What you are asked to do - All the data should be repeated exactly. Any image in it is left out.

Data extract -
..............................
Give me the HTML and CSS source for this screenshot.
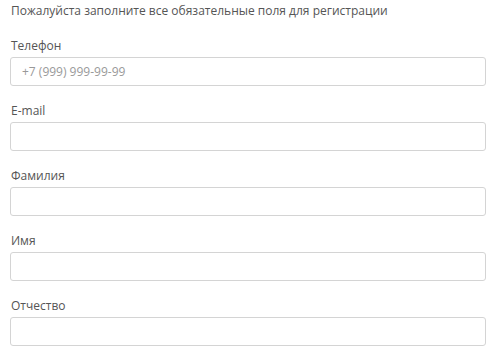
FILE: index.html
```html
<!DOCTYPE html>
<html lang="ru">
<head>
    <meta charset="UTF-8">
    <meta name="viewport" content="width=device-width, initial-scale=1.0">
    <title>Регистрация</title>
    <link rel="stylesheet" href="styles.css">
</head>
<body>
    <form class="reg-form">
        <p class="note">Пожалуйста заполните все обязательные поля для регистрации</p>

        <div class="field">
            <label for="phone">Телефон</label>
            <input type="text" id="phone" placeholder="+7 (999) 999-99-99">
        </div>
        <div class="field">
            <label for="email">E-mail</label>
            <input type="text" id="email">
        </div>
        <div class="field">
            <label for="lastname">Фамилия</label>
            <input type="text" id="lastname">
        </div>
        <div class="field">
            <label for="firstname">Имя</label>
            <input type="text" id="firstname">
        </div>
        <div class="field">
            <label for="middlename">Отчество</label>
            <input type="text" id="middlename">
        </div>
    </form>
</body>
</html>
```

FILE: styles.css
```css
/* General Styles */
body {
    font-family: "Open Sans", Arial, sans-serif;
    margin: 0;
    padding: 0;
    background-color: #fff;
    color: #555;
}

/* Registration form */
.reg-form {
    width: 476px;
    margin-left: 10px;
    padding-top: 2px;
}

.note {
    margin: 0 0 17px 1px;
    font-size: 12px;
    line-height: 18px;
}

.field {
    display: flex;
    flex-direction: column;
    gap: 2px;
    margin-bottom: 16px;
}

.field label {
    font-size: 12px;
    line-height: 18px;
    padding-left: 1px;
}

.field input {
    box-sizing: border-box;
    height: 29px;
    width: 100%;
    margin: 0;
    padding: 0 11px;
    border: 1px solid #d4d4d4;
    border-radius: 3px;
    font-family: "Open Sans", Arial, sans-serif;
    font-size: 12px;
    color: #555;
    outline: none;
}

.field input::placeholder {
    color: #999;
}
```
..............................
Answer -
Give me the HTML and CSS source for this screenshot.
FILE: index.html
```html
<!DOCTYPE html>
<html lang="ru">
<head>
    <meta charset="UTF-8">
    <meta name="viewport" content="width=device-width, initial-scale=1.0">
    <title>Регистрация</title>
    <link rel="stylesheet" href="styles.css">
</head>
<body>
    <form class="reg-form">
        <p class="note">Пожалуйста заполните все обязательные поля для регистрации</p>

        <div class="field">
            <label for="phone">Телефон</label>
            <input type="text" id="phone" placeholder="+7 (999) 999-99-99">
        </div>
        <div class="field">
            <label for="email">E-mail</label>
            <input type="text" id="email">
        </div>
        <div class="field">
            <label for="lastname">Фамилия</label>
            <input type="text" id="lastname">
        </div>
        <div class="field">
            <label for="firstname">Имя</label>
            <input type="text" id="firstname">
        </div>
        <div class="field">
            <label for="middlename">Отчество</label>
            <input type="text" id="middlename">
        </div>
    </form>
</body>
</html>
```

FILE: styles.css
```css
/* General Styles */
body {
    font-family: "Open Sans", Arial, sans-serif;
    margin: 0;
    padding: 0;
    background-color: #fff;
    color: #555;
}

/* Registration form */
.reg-form {
    width: 476px;
    margin-left: 10px;
    padding-top: 2px;
}

.note {
    margin: 0 0 17px 1px;
    font-size: 12px;
    line-height: 18px;
}

.field {
    display: flex;
    flex-direction: column;
    gap: 2px;
    margin-bottom: 16px;
}

.field label {
    font-size: 12px;
    line-height: 18px;
    padding-left: 1px;
}

.field input {
    box-sizing: border-box;
    height: 29px;
    width: 100%;
    margin: 0;
    padding: 0 11px;
    border: 1px solid #d4d4d4;
    border-radius: 3px;
    font-family: "Open Sans", Arial, sans-serif;
    font-size: 12px;
    color: #555;
    outline: none;
}

.field input::placeholder {
    color: #999;
}
```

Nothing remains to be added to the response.